Edit: Weird anomaly, it says instead of in the brief description of the feat but says bonus to damage in the full description. Weird.
Errata Rule: Primary Sources

When you find a disagreement between two D&DŽ rules sources, unless an official errata file says otherwise, the primary source is correct. One example of a primary/secondary source is text taking precedence over a table entry. An individual spell description takes precedence when the short description in the beginning of the spells chapter disagrees.

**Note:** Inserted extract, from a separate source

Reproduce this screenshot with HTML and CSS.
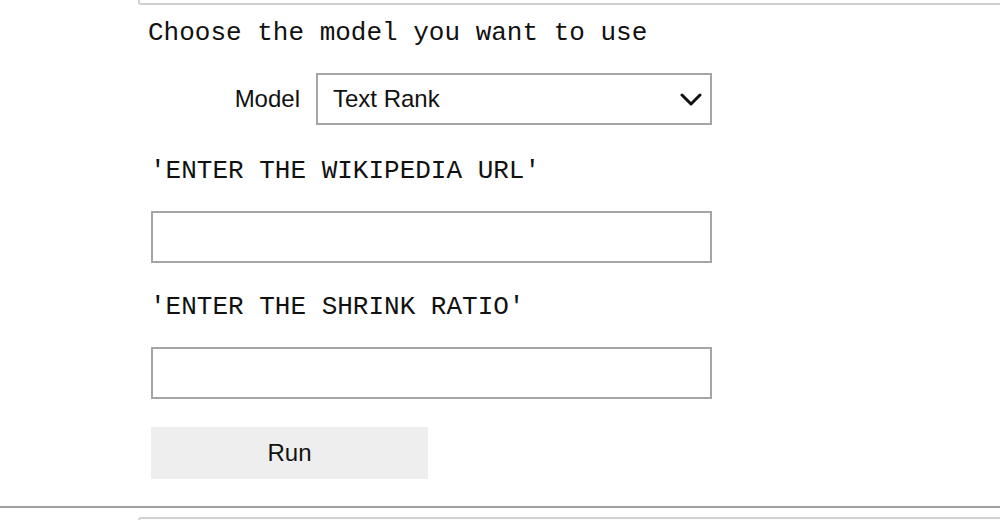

Another example of primary vs. secondary sources involves book and topic precedence. The Player's Handbook, for example, gives all the rules for playing the game, for playing PC races, and for using base class descriptions. If you find something on one of those topics from the DUNGEON MASTER's Guide or the Monster Manual that disagrees with the Player's Handbook, you should assume the Player's Handbook is the primary source. The DUNGEON MASTER's Guide is the primary source for topics such as magic item descriptions, special material construction rules, and so on. The Monster Manual is the primary source for monster descriptions, templates, and supernatural, extraordinary, and spell-like abilities. Thanks to this official word on how to adjudicate such discrepancies, we know that you ignore the entry from Table 2-1 summarizing feats and instead follow the text of the actual feat. You add DEX without substitution.

Raewyn
2009-09-19, 12:10 PM
Actually, if we are talking about the ToB Shadow Blade:

Shadow Blade
One Shadow Hand maneuver
Use Dex modifier instead of Str modifier on damage rolls with Shadow Sun weapons

And now I have actually looked at one thing in the ToB.

Edit: Weird anomaly, it says instead of in the brief description of the feat but says bonus to damage in the full description. Weird.

Feat text trumps table text. Not sure what the precise source of that ruling is though. *shrug*

EDIT: Arrr, I be ninjaed.

xPANCAKEx
2009-09-19, 12:45 PM
improved initiative - NEVER to be underestimated, especially for rogues

Mr. Mud
2009-09-19, 12:48 PM
improved initiative - NEVER to be underestimated, especially for rogues

Seconded. Probably not a first pick, but still very, very viable for a Rouge.